Fowler v. UPMC Shadyside, ___ F.3d. ___, ___, 2009 WL 2501662, at * 4-5 (3d Cir. Aug. 18, 2009).
3. Motion for Summary Judgment
Defendant has attached numerous exhibits in support of his motion to dismiss. However, the use of these exhibits by this Court does not convert Defendant's motion to dismiss for failure to state a claim into a motion for summary judgment. See Pryor v. National Collegiate Athletic Association, 288 F.3d 548, 560 (3d Cir. 2002) ("...certain matters outside the body of the complaint itself, such as exhibits attached to the complaint and facts of which the court will take judicial notice, will not trigger the conversion of an Federal Rule of Civil Procedure 12(b)(6) motion to dismiss to an Federal Rule of Civil Procedure 56 motion for summary judgment.").

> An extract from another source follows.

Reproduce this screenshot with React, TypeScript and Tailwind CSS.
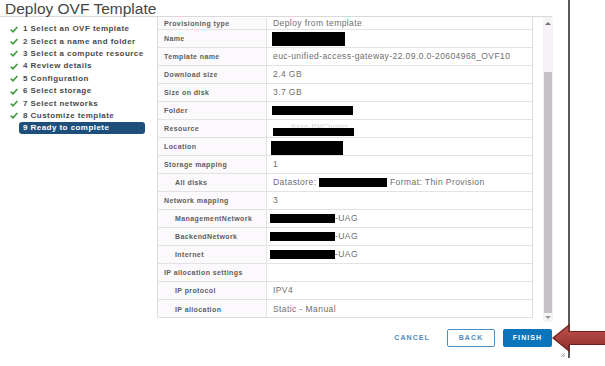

C. Quasi-judicial Immunity
Defendant Catalde moves for the dismissal of this case based upon the doctrine of quasi-judicial immunity. Quasi-judicial officers, who act in accordance with their duties or at the direction of a judicial officer, are also immune from suit. See Gallas v. Supreme Court of Pennsylvania, 211 F.3d 760, 772-73 (3d Cir. 2000) (court administrator entitled to immunity for release of information ordered by a judge); Lockhart v. Hoenstine, 411 F.2d 455, 460 (3d Cir. 1969) (holding that prothonotary, acting under court direction, was immune from suit). The doctrine of absolute quasi-judicial immunity has been applied to court support personnel due to "the danger that disappointed litigants, blocked by the doctrine of absolute immunity from suing the judge directly, will vent their wrath on clerks, court reporters, and other judicial adjuncts." Kincaid v. Vail, 969 F.2d 594, 601 (7th Cir. 1992). See also Johnson v. Kegans, 870 F.2d 992, 995 (5th Cir. 1989) ("Prosecutors and other necessary participants in the judicial process enjoy quasi-judicial immunity as well.").
Quasi-judicial absolute immunity is available to those individuals, such as Defendant Catalde, who perform functions closely associated with the judicial process. Boyce v. Dembe, 47 Fed.Appx. 155, 159 (3d Cir. 2002) (holding that prothonotaries are entitled to absolute immunity); Marcedes v. Barrett, 453 F.2d 391 (3d Cir. 1971) (holding that quasi-judicial immunity applied to clerk of courts, an administrative assistant to the president judge and a court reporter); Henig v. Odorioso, 385 F.2d 491, 494 (3d Cir. 1967) (holding that judiciary employees executing judicial orders are immune from suit); Grine v. Colburn's Air Conditioning & Refrigeration, 2009 WL 2634179, at * 9 (W.D. Pa. 2009); Washam v. Stesis, 2008 WL 2600310 (E.D. Pa. 2008); Davis v. Philadelphia County, 195 F.Supp.2d 686 (E.D. Pa. 2002).
Defendant Catalde is entitled to the protections of quasi-judicial immunity and the motion to dismiss must be granted.*fn2
An appropriate Order follows.
AND NOW, this 9th day of November, 2009;
In light of the foregoing opinion, IT IS HEREBY ORDERED that the motion to dismiss [Document # 7] is GRANTED. The Clerk of Courts is directed to close this case.